The refrigerator is the highest honor a poem can aspire to. The ultimate publication...
—Paul Hostovsky1
Hey y’all,
Can you picture your childhood refrigerator? What’s on it? Mine is covered with magnets and Garfield and Peanuts and Cathy comics my mom clipped out of the newspaper and photographs and report cards and pictures I drew in crayon for my mom. It’s a happy place in my mind. A memory machine.
The kitchen is the heart of the home, and the refrigerator is the heart of the kitchen. Everybody uses the refrigerator, which makes it the perfect place to display the things that mean something to us.
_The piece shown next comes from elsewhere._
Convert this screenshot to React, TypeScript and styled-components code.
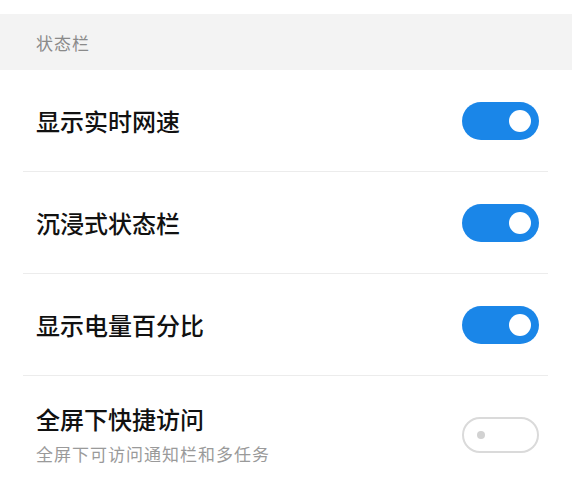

One of the worst things to happen to kitchens in the previous decade was the rise in popularity of fancy stainless steel refrigerators that aren’t magnetic. I know people who refused to buy them on principle. (Luckily, our newer stainless steel model is magnetized.)2
On a recent bike ride, my neighbor Hank told me he’d read the afterword to Steal Like an Artist and suggested that I read Herman Hesse’s poem, “Stages.” The poem is from Hesse’s novel, The Glass Bead Game, and is actually presented in the appendix as a posthumous work by one of the main characters. (I “read” the poem the way I read all poems suggested to me: I copied it line-by-line on my typewriter.)
Hank told me he often gives a copy of “Stages” to people who are moving or going through a great life change.
“Oh,” I said, “It’s one of your fridge poems.”
Then I had to explain what I meant: A fridge poem is a poem that means so much to you it’s worth hanging on the fridge.
I’ve saved many such fridge poems over the years, and wanted to share a few with you. (I believe your fridge poems say quite a bit about you.)